Semana retrasada, na rádio do site, falei sobre o texto que segue. Hoje pela manhã uma irmã querida, a Gláucia, do Recife, o enviou para mim. Assim, tocado por muitas coisas, desejei escrever suavemente sobre ele.
Eis como segue:
Então, Pedro, voltando-se, viu que também o ia seguindo o discípulo a quem Jesus amava, o qual na ceia se reclinara sobre o peito de Jesus e perguntara: Senhor, quem é o traidor?
Vendo-o, pois, Pedro perguntou a Jesus: E quanto a este?
Respondeu-lhe Jesus: Se eu quero que ele permaneça até que eu venha, que te importa? Quanto a ti, segue-me.
(João 21:20-22)
Pouca gente tem coragem de perguntar “quanto a mim”. A maioria apenas quer saber dos outros.
A questão pode parecer piedosa. “Quem é o traidor?” Ou pode soar suavemente ressentida. “E quanto a este?” — mas o que se quer, pela pergunta que não é “quanto a mim”, é usar o amor recebido a fim de granjear privilégios de informações que são apenas fruto da intimidade com um outro-mais-poderoso do que nós; ou então tem a ver com comparar o destino dos outros com o nosso.
No primeiro caso encontra-se com a mais sutil vaidade. No segundo com uma sutil forma de ressentimento que busca comparações.
Ora, João sabia por si mesmo que não era o traidor. E Pedro sabia que era amado, e que poderia cuidar das ovelhas de Jesus, apesar de o haver traído. Mas quem resiste querer saber sobre o destino alheio? Sim, especialmente quando se tem a liberdade de deitar sobre o peito de Jesus, à semelhança de João; ou mesmo quando se o ouviu dizer que nós, apesar de perdoados, ainda encontraremos a nós mesmos em fraqueza, sendo guiados para onde não se quer, sem controle sobre as circunstâncias? — como era o caso de Pedro em particular.
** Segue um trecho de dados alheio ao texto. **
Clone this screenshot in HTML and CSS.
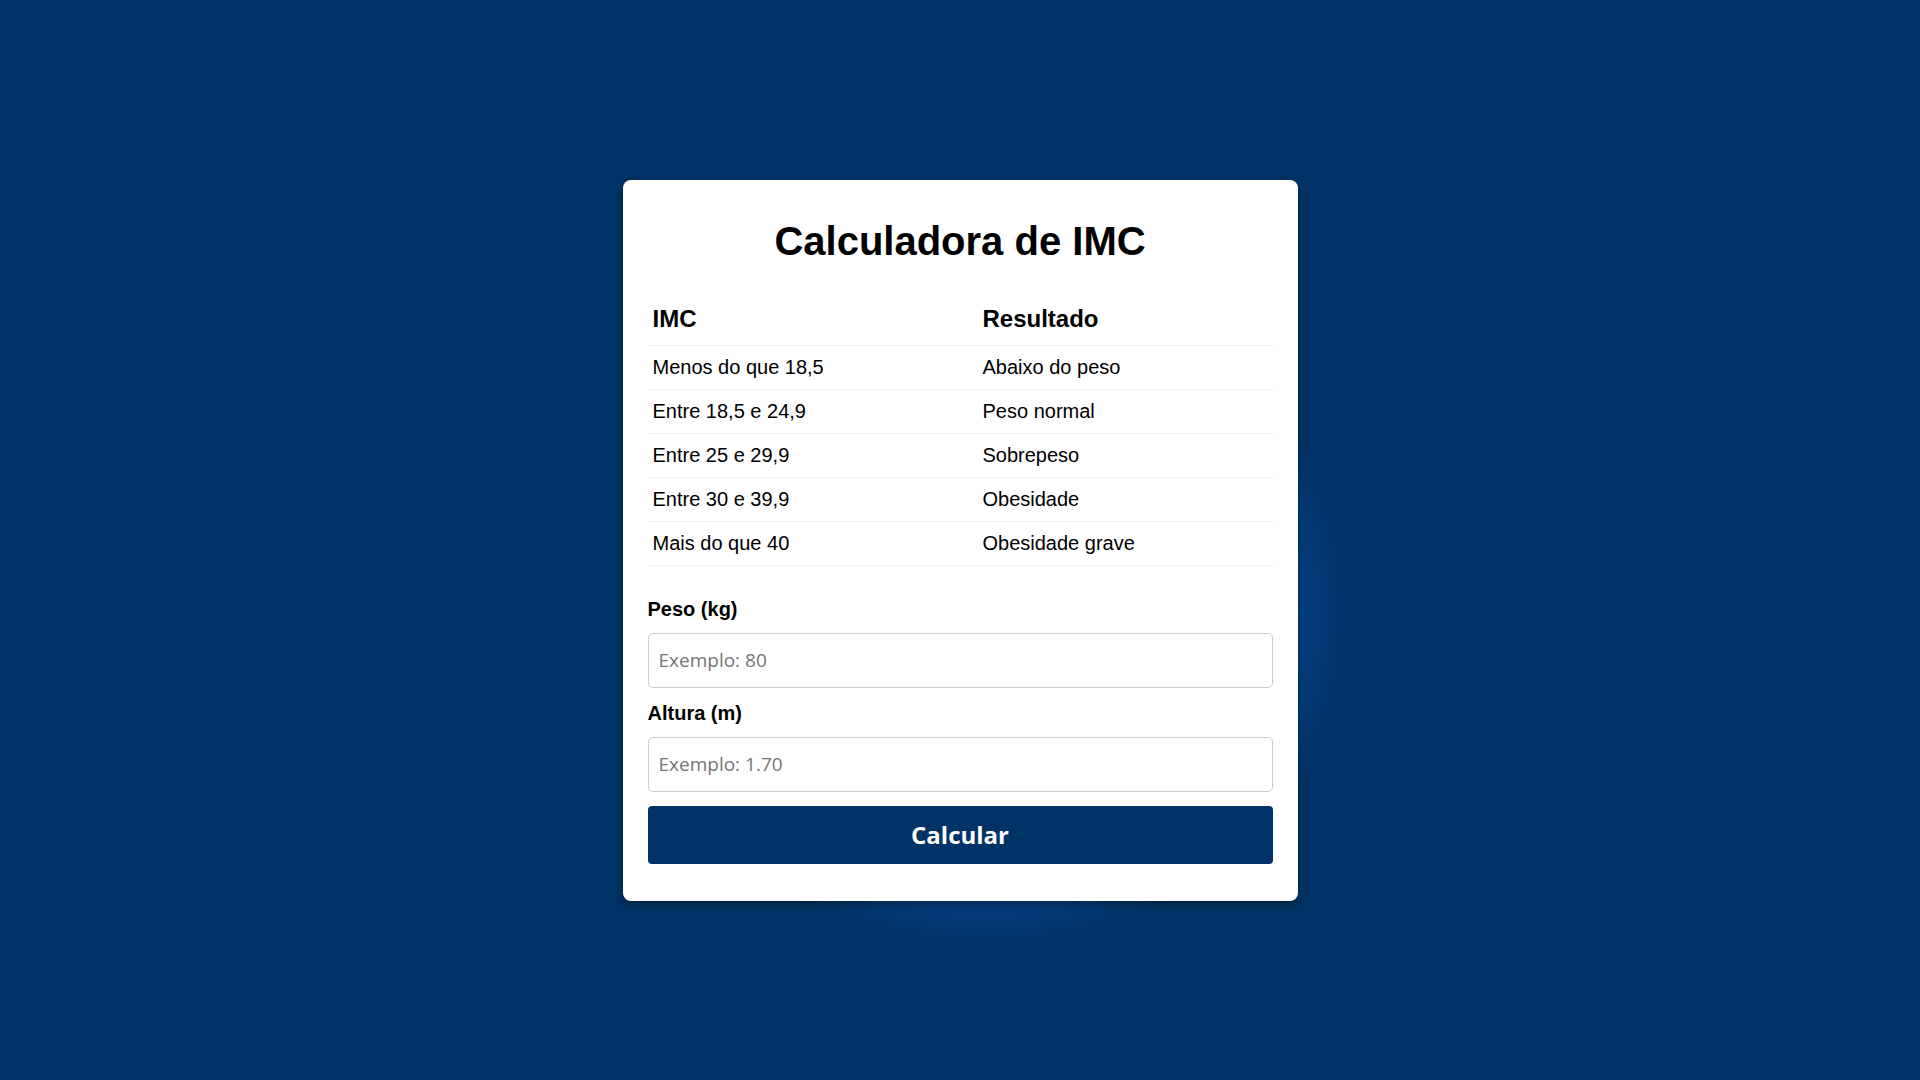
FILE: index.html
```html
<!DOCTYPE html>
<html lang="pt-BR">
<head>
    <meta charset="UTF-8" />
    <meta name="viewport" content="width=device-width, initial-scale=1.0" />
    <title>Calculadora de IMC</title>
    <link rel="stylesheet" href="styles.css">
</head>
<body>
  <div class="container">
    <h1>Calculadora de IMC</h1>

    <table class="tabela">
      <thead>
        <tr>
          <th>IMC</th>
          <th>Resultado</th>
        </tr>
      </thead>
      <tbody>
        <tr><td>Menos do que 18,5</td><td>Abaixo do peso</td></tr>
        <tr><td>Entre 18,5 e 24,9</td><td>Peso normal</td></tr>
        <tr><td>Entre 25 e 29,9</td><td>Sobrepeso</td></tr>
        <tr><td>Entre 30 e 39,9</td><td>Obesidade</td></tr>
        <tr><td>Mais do que 40</td><td>Obesidade grave</td></tr>
      </tbody>
    </table>

    <label for="peso">Peso (kg)</label>
    <input type="text" id="peso" class="campo" placeholder="Exemplo: 80" />

    <label for="altura">Altura (m)</label>
    <input type="text" id="altura" class="campo" placeholder="Exemplo: 1.70" />

    <button type="button" class="botao" onclick="calcular()">Calcular</button>

    <div class="resultado" id="resultado"></div>
  </div>

  <script>
    function calcular() {
      var peso = parseFloat(document.getElementById("peso").value.replace(",", "."));
      var altura = parseFloat(document.getElementById("altura").value.replace(",", "."));
      var resultado = document.getElementById("resultado");

      if (!peso || !altura) {
        resultado.innerText = "Preencha peso e altura";
        resultado.style.display = "block";
        return;
      }

      var imc = peso / (altura * altura);
      var texto = "Obesidade grave";

      if (imc < 18.5) texto = "Abaixo do peso";
      else if (imc < 25) texto = "Peso normal";
      else if (imc < 30) texto = "Sobrepeso";
      else if (imc < 40) texto = "Obesidade";

      resultado.innerText = "Seu IMC: " + imc.toFixed(1) + " - " + texto;
      resultado.style.display = "block";
    }
  </script>
</body>
</html>
```

FILE: styles.css
```css
body {
    margin: 0;
    height: 100vh;
    font-family: "Liberation Sans", Arial, sans-serif;
    font-size: 20px;
    color: #000;
    background: radial-gradient(ellipse 365px 335px at 985px 612px, #0a4c98 0, #074790 78%, #003366 100%);
    background-color: #003366;
    display: flex;
    align-items: center;
    justify-content: center;
}

.container {
    background: #fff;
    width: 625px;
    padding: 25px;
    border-radius: 8px;
    box-shadow: 0 4px 10px rgba(0, 0, 0, 0.35);
}

h1 {
    font-size: 40px;
    line-height: 46px;
    text-align: center;
    margin: 13px 0 33px;
}

.tabela {
    width: 100%;
    border-collapse: collapse;
    margin-bottom: 32px;
}

.tabela th,
.tabela td {
    text-align: left;
    padding: 10px 5px;
    border-bottom: 1px solid #eee;
}

.tabela th {
    font-size: 24px;
    line-height: 28px;
    padding: 8px 5px 12px;
}

.tabela th:first-child {
    width: 320px;
}

.tabela td {
    line-height: 23px;
}

label {
    display: block;
    font-weight: bold;
    line-height: 23px;
    margin-bottom: 12px;
}

.campo {
    display: block;
    width: 100%;
    height: 55px;
    box-sizing: border-box;
    padding: 0 10px;
    margin: 0 0 14px;
    border: 1px solid #ccc;
    border-radius: 5px;
    font-family: "Open Sans", sans-serif;
    font-size: 19px;
}

.campo::placeholder {
    color: #757575;
}

.botao {
    display: block;
    width: 100%;
    height: 58px;
    margin-bottom: 12px;
    background: #003366;
    color: #fff;
    border: none;
    border-radius: 4px;
    font-family: "Open Sans", sans-serif;
    font-size: 24px;
    font-weight: bold;
    cursor: pointer;
}

.botao:hover {
    background: #00264d;
}

.resultado {
    display: none;
    text-align: center;
    font-weight: bold;
}
```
Assim é o coração humano em estado natural, por melhor que seja. Quer saber acima dos demais, esteja alegre ou triste.
Não basta que no coração se saiba quem se é; pois sempre se quer saber sobre o outro!
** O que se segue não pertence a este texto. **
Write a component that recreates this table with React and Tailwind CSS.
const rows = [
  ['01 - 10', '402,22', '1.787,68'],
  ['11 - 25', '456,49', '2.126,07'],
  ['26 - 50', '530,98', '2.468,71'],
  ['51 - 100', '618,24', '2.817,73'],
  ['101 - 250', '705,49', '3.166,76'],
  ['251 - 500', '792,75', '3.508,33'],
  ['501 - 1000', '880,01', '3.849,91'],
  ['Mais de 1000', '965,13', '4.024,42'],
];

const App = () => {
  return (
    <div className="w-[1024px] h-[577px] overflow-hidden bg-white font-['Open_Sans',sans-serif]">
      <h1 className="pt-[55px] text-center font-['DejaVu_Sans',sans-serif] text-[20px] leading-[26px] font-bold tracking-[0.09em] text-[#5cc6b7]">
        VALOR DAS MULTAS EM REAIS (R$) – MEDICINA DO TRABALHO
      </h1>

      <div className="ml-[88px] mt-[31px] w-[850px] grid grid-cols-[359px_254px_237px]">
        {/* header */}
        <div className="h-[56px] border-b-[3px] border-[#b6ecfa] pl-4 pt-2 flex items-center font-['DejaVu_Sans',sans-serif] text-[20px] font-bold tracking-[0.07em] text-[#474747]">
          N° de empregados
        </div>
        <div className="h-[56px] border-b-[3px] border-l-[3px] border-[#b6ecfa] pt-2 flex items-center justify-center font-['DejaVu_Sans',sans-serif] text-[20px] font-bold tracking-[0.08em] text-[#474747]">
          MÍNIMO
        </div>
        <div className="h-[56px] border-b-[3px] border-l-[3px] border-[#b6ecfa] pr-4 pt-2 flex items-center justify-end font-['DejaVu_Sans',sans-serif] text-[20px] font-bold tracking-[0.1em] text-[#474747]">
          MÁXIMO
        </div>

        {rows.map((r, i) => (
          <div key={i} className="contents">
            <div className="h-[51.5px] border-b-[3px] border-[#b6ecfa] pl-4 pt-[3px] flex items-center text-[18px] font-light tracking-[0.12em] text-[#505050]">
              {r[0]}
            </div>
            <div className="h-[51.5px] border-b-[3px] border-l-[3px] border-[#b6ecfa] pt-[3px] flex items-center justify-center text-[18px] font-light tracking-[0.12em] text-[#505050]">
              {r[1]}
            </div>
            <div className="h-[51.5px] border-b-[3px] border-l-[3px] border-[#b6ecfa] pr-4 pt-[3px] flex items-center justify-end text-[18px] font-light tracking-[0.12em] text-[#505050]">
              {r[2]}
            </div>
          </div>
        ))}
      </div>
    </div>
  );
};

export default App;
Sim, parece que o destino dos outros é o que referenda quem somos, e não quem de fato se é.
A cura que Jesus propõe é simples. Ele nos faz nos interessarmos por nosso próprio caminho; pois, somente assim teremos coração para cuidar de nós mesmos e dos outros — e não do destino alheio — sem o espírito que se envaidece quando o nosso caminho parece mais fofo; e nem com o coração que só se sente amado se o destino dos outros for pior que o nosso, do nosso ponto de vista.
Portanto, que ecoe para sempre em cada de nós a afirmação de Jesus: “Quanto a ti, segue-me”.
Aqui reside a saúde de nosso caminhar, seja o que for o que nos aguarde. Seja como a longevidade de João, com o mito de que ele não morreria; ou como o caminho de Pedro, com a certeza da fraqueza e da morte.
Sim, que te importa? Ou o que me importa?
O que importa é apenas o “quanto a ti” dito por Jesus a nosso respeito; e, consequentemente, nossa disposição de perseverar em nosso próprio caminho Nele — que é o Caminho de todos nós.
Caio
Ps: Dia 28 de setembro de 2006. Uma noite depois de nosso netinho Mateus ter chegado, também num dia 27 — marcando um aniversário ao contrário em nossa família; pois foi também num outro dia 27 (março de 2004) que o Lukinhas, meu filho amado seguiu seu caminho para o Pai.